Montgomery County State’s Attorney John McCarthy speaks during a news conference outside of the Circuit Courthouse in Rockville Md., Tuesday, June 1, 2021.

Jose Luis Magana / AP Photo

Montgomery County’s state’s attorney’s office will begin a two-year process this fall to investigate prosecutorial decisions in the county and determine whether they are racially biased, the county’s top prosecutor, John McCarthy, said at a press conference on Wednesday.

The study is set to examine numerous aspects of how prosecutors do their jobs — including how they charge and sentence people for crimes and how they decide who gets sent to diversion programs instead of being convicted or given jail time. The research will be done with an eye toward identifying racial disparities in the treatment of both victims of crime and people accused of crime.

“As state’s attorney for Montgomery County, my primary objective is to maintain public safety for all members of our diverse community,” McCarthy said Wednesday. “Critical to that mission is ensuring that criminal prosecutions are handled fairly, equitably across racial and ethnic lines.”

The project will adopt an approach created by the Prosecutorial Performance Indicators Project, a group that has led similar studies in 11 other state’s attorney’s offices, including in the Chicago area, Milwaukee, and Philadelphia. The project was created by criminologists at Florida International University and Loyola University at Chicago and is rooted in the idea that prosecutors, as some of the most powerful actors in the system, are central to criminal justice reform efforts.

The Montgomery County study will be led by two researchers: Melba Pearson, the co-manager of the Prosecutorial Performance Indicators Project, and Brian Johnson, a professor of criminology and criminal justice at the University of Maryland. McCarthy said the project will likely yield some data within 18 months, and researchers will deliver a complete report of their findings in two years.

“I don’t get editorial review over this,” said McCarthy. “I’m committed to publishing it.”

From there, McCarthy said that if the study finds bias in the way county prosecutors operate, “we’re going to change … that’s what the commitment is.”

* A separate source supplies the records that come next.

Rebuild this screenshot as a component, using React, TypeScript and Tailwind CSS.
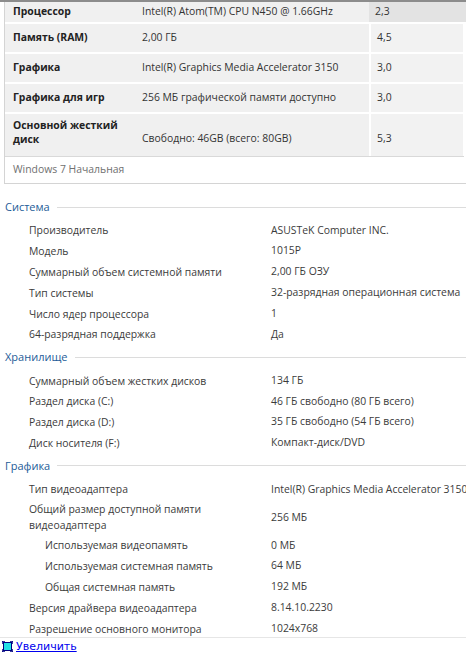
import React from 'react';

type Row = { label: React.ReactNode; value: string; indent?: boolean; tall?: boolean };

const scoreRows = [
  { label: 'Процессор', value: 'Intel(R) Atom(TM) CPU N450 @ 1.66GHz', score: '2,3' },
  { label: 'Память (RAM)', value: '2,00 ГБ', score: '4,5' },
  { label: 'Графика', value: 'Intel(R) Graphics Media Accelerator 3150', score: '3,0' },
  { label: 'Графика для игр', value: '256 МБ графической памяти доступно', score: '3,0' },
];

const sections: { title: string; rows: Row[] }[] = [
  {
    title: 'Система',
    rows: [
      { label: 'Производитель', value: 'ASUSTeK Computer INC.' },
      { label: 'Модель', value: '1015P' },
      { label: 'Суммарный объем системной памяти', value: '2,00 ГБ ОЗУ' },
      { label: 'Тип системы', value: '32-разрядная операционная система' },
      { label: 'Число ядер процессора', value: '1' },
      { label: '64-разрядная поддержка', value: 'Да' },
    ],
  },
  {
    title: 'Хранилище',
    rows: [
      { label: 'Суммарный объем жестких дисков', value: '134 ГБ' },
      { label: 'Раздел диска (C:)', value: '46 ГБ свободно (80 ГБ всего)' },
      { label: 'Раздел диска (D:)', value: '35 ГБ свободно (54 ГБ всего)' },
      { label: 'Диск носителя (F:)', value: 'Компакт-диск/DVD' },
    ],
  },
  {
    title: 'Графика',
    rows: [
      { label: 'Тип видеоадаптера', value: 'Intel(R) Graphics Media Accelerator 3150' },
      {
        label: (
          <>
            Общий размер доступной памяти
            <br />
            видеоадаптера
          </>
        ),
        value: '256 МБ',
        tall: true,
      },
      { label: 'Используемая видеопамять', value: '0 МБ', indent: true },
      { label: 'Используемая системная память', value: '64 МБ', indent: true },
      { label: 'Общая системная память', value: '192 МБ', indent: true },
      { label: 'Версия драйвера видеоадаптера', value: '8.14.10.2230' },
      { label: 'Разрешение основного монитора', value: '1024x768' },
    ],
  },
];

export default function App() {
  return (
    <div
      className="relative h-[654px] w-[466px] overflow-hidden bg-white text-[10.4px] text-[#3b3b3b]"
      style={{ fontFamily: '"Open Sans", "Noto Sans", sans-serif' }}
    >
      <div className="h-[2px] bg-[#8c8c8c]" />

      {/* rating table */}
      <div className="ml-[4px] border-l border-[#d4d4d4]">
        {scoreRows.map((r, i) => (
          <div
            key={r.label}
            className={`grid grid-cols-[128px_236px_98px] ${i === 0 ? 'h-[20px]' : 'h-[30px] border-t-2 border-white'}`}
          >
            <div className="flex items-center whitespace-nowrap bg-[#f0f0f0] pl-[8px] font-bold text-[#222]">{r.label}</div>
            <div className="flex items-center whitespace-nowrap bg-[#f0f0f0] pl-[9px] text-[#333]">{r.value}</div>
            <div
              className={`flex items-center pl-[6px] text-[#333] ${i === 0 ? 'bg-[#e3e3e3]' : 'mr-[4px] border-l-2 border-white bg-[#f2f2f2]'}`}
            >
              {r.score}
            </div>
          </div>
        ))}
        <div className="grid h-[44px] grid-cols-[128px_236px_98px] border-t-2 border-white">
          <div className="bg-[#f0f0f0] pl-[8px] pt-[5px] font-bold leading-[13.5px] text-[#222]">
            Основной жесткий
            <br />
            диск
          </div>
          <div className="flex items-end whitespace-nowrap bg-[#f0f0f0] pb-[9px] pl-[9px] text-[#333]">
            Свободно: 46GB (всего: 80GB)
          </div>
          <div className="mr-[4px] flex items-end border-l-2 border-white bg-[#f2f2f2] pb-[9px] pl-[6px] text-[#333]">
            5,3
          </div>
        </div>
        <div className="h-[1px] w-[459px] bg-[#d9d9d9]" />
        <div className="flex h-[26px] items-center pl-[8px] text-[#707070]">Windows 7 Начальная</div>
        <div className="h-[1px] bg-[#d4d4d4]" />
      </div>

      {/* property sections */}
      <div className="mt-[12px]">
        {sections.map((s) => (
          <div key={s.title} className="mb-[1.5px]">
            <div className="flex h-[22px] items-center gap-[7px] pl-[5px]">
              <span className="text-[11px] text-[#1d5c98]">{s.title}</span>
              <div className="h-[1px] flex-1 bg-[#dcdcdc]" />
            </div>
            <div className="pt-[2px]">
              {s.rows.map((r, i) => (
                <div
                  key={i}
                  className={`grid grid-cols-[270px_1fr] ${r.tall ? 'h-[35.2px]' : 'h-[20.8px]'}`}
                >
                  <div
                    className={`flex items-center whitespace-nowrap leading-[16px] ${r.indent ? 'pl-[45px]' : 'pl-[29px]'}`}
                  >
                    <span>{r.label}</span>
                  </div>
                  <div className="flex items-center whitespace-nowrap pl-[1px]">{r.value}</div>
                </div>
              ))}
            </div>
          </div>
        ))}
      </div>

      <div className="absolute left-0 top-[637px] h-[1px] w-full bg-[#e6e6e6]" />
      <div
        className="absolute left-[2px] top-[639px] flex h-[15px] items-center gap-[3px]"
        style={{ fontFamily: '"DejaVu Sans", Verdana, sans-serif' }}
      >
        <svg width="11" height="11" viewBox="0 0 11 11">
          <rect x="1.5" y="1.5" width="8" height="8" fill="#22e0e6" stroke="#000080" strokeWidth="1" />
          <path d="M0 0h3M0 0v3M8 0h3M11 0v3M0 11h3M0 8v3M8 11h3M11 8v3" stroke="#000080" strokeWidth="1.5" />
        </svg>
        <a className="text-[11px] leading-[14px] text-[#0000ee] underline">Увеличить</a>
      </div>
    </div>
  );
}
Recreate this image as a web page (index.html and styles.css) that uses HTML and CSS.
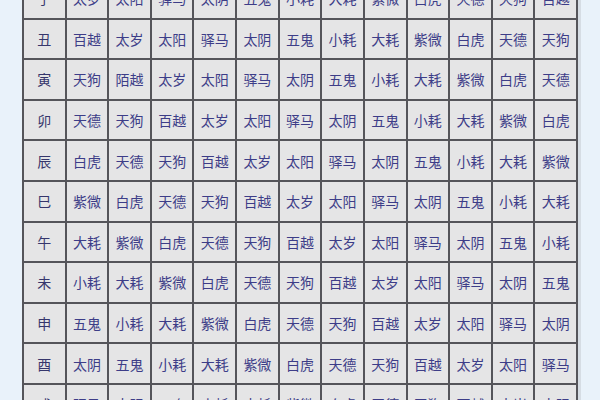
FILE: index.html
```html
<!DOCTYPE html>
<html lang="zh">
<head>
<meta charset="utf-8">
<link rel="stylesheet" href="styles.css">
</head>
<body>
<div class="page">
  <div class="grid">
    <div class="cell branch">子</div><div class="cell">太岁</div><div class="cell">太阳</div><div class="cell">驿马</div><div class="cell">太阴</div><div class="cell">五鬼</div><div class="cell">小耗</div><div class="cell">大耗</div><div class="cell">紫微</div><div class="cell">白虎</div><div class="cell">天德</div><div class="cell">天狗</div><div class="cell">百越</div>
    <div class="cell branch">丑</div><div class="cell">百越</div><div class="cell">太岁</div><div class="cell">太阳</div><div class="cell">驿马</div><div class="cell">太阴</div><div class="cell">五鬼</div><div class="cell">小耗</div><div class="cell">大耗</div><div class="cell">紫微</div><div class="cell">白虎</div><div class="cell">天德</div><div class="cell">天狗</div>
    <div class="cell branch">寅</div><div class="cell">天狗</div><div class="cell">陌越</div><div class="cell">太岁</div><div class="cell">太阳</div><div class="cell">驿马</div><div class="cell">太阴</div><div class="cell">五鬼</div><div class="cell">小耗</div><div class="cell">大耗</div><div class="cell">紫微</div><div class="cell">白虎</div><div class="cell">天德</div>
    <div class="cell branch">卯</div><div class="cell">天德</div><div class="cell">天狗</div><div class="cell">百越</div><div class="cell">太岁</div><div class="cell">太阳</div><div class="cell">驿马</div><div class="cell">太阴</div><div class="cell">五鬼</div><div class="cell">小耗</div><div class="cell">大耗</div><div class="cell">紫微</div><div class="cell">白虎</div>
    <div class="cell branch">辰</div><div class="cell">白虎</div><div class="cell">天德</div><div class="cell">天狗</div><div class="cell">百越</div><div class="cell">太岁</div><div class="cell">太阳</div><div class="cell">驿马</div><div class="cell">太阴</div><div class="cell">五鬼</div><div class="cell">小耗</div><div class="cell">大耗</div><div class="cell">紫微</div>
    <div class="cell branch">巳</div><div class="cell">紫微</div><div class="cell">白虎</div><div class="cell">天德</div><div class="cell">天狗</div><div class="cell">百越</div><div class="cell">太岁</div><div class="cell">太阳</div><div class="cell">驿马</div><div class="cell">太阴</div><div class="cell">五鬼</div><div class="cell">小耗</div><div class="cell">大耗</div>
    <div class="cell branch">午</div><div class="cell">大耗</div><div class="cell">紫微</div><div class="cell">白虎</div><div class="cell">天德</div><div class="cell">天狗</div><div class="cell">百越</div><div class="cell">太岁</div><div class="cell">太阳</div><div class="cell">驿马</div><div class="cell">太阴</div><div class="cell">五鬼</div><div class="cell">小耗</div>
    <div class="cell branch">未</div><div class="cell">小耗</div><div class="cell">大耗</div><div class="cell">紫微</div><div class="cell">白虎</div><div class="cell">天德</div><div class="cell">天狗</div><div class="cell">百越</div><div class="cell">太岁</div><div class="cell">太阳</div><div class="cell">驿马</div><div class="cell">太阴</div><div class="cell">五鬼</div>
    <div class="cell branch">申</div><div class="cell">五鬼</div><div class="cell">小耗</div><div class="cell">大耗</div><div class="cell">紫微</div><div class="cell">白虎</div><div class="cell">天德</div><div class="cell">天狗</div><div class="cell">百越</div><div class="cell">太岁</div><div class="cell">太阳</div><div class="cell">驿马</div><div class="cell">太阴</div>
    <div class="cell branch">酉</div><div class="cell">太阴</div><div class="cell">五鬼</div><div class="cell">小耗</div><div class="cell">大耗</div><div class="cell">紫微</div><div class="cell">白虎</div><div class="cell">天德</div><div class="cell">天狗</div><div class="cell">百越</div><div class="cell">太岁</div><div class="cell">太阳</div><div class="cell">驿马</div>
    <div class="cell branch">戌</div><div class="cell">驿马</div><div class="cell">太阴</div><div class="cell">五鬼</div><div class="cell">小耗</div><div class="cell">大耗</div><div class="cell">紫微</div><div class="cell">白虎</div><div class="cell">天德</div><div class="cell">天狗</div><div class="cell">百越</div><div class="cell">太岁</div><div class="cell">太阳</div>
  </div>
</div>
</body>
</html>
```

FILE: styles.css
```css
html, body {
  margin: 0;
  padding: 0;
  height: 100%;
  overflow: hidden;
  background: #e9f2fa;
}
.page {
  padding-left: 22px;
}
.grid {
  margin-top: -23px;
  width: 556px;
  display: grid;
  grid-template-columns: repeat(13, 1fr);
  grid-auto-rows: 38.6px;
  gap: 2px;
  padding: 2px;
  box-sizing: border-box;
  background: #55555a;
  box-shadow: 3px 0 0 #d6dde4;
}
.cell {
  background: #e5e5e6;
  display: flex;
  align-items: center;
  justify-content: center;
  font-family: "Noto Sans CJK SC", "Noto Sans", sans-serif;
  font-size: 14px;
  color: #3d3d88;
}
.branch {
  color: #36366c;
}
```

Pearson, a former prosecutor in Miami-Dade County and previous deputy director of the ACLU of Florida, said the investigation “is not about the performance of individual prosecutors,” but rather about “looking at systems and the office as a whole to determine where areas of improvement lie, where change is needed, and where things are going well.”

Pearson added that the project will involve an “extensive community outreach” component. Overall, the study will cost $500,000 and the county will use grants, foundation money and possibly part of the county budget to pay for it.

“I’d been taught my entire life that knowledge is power,” Sidney Katz, chair of the Montgomery County council’s public safety committee, said at the press conference. “Someone needs to be kind enough to tell you when you’re not doing something correct. And that’s exactly the possibility that we have today.”

Though McCarthy said his office does not have good local data on racial disparities related to prosecution — a gap this study aims to correct — other data released by the county last year showed significant racial disparities in policing. Black people make up about 18% of Montgomery County’s population but represented 55% of use-of-force cases and 32% of traffic stops in 2018.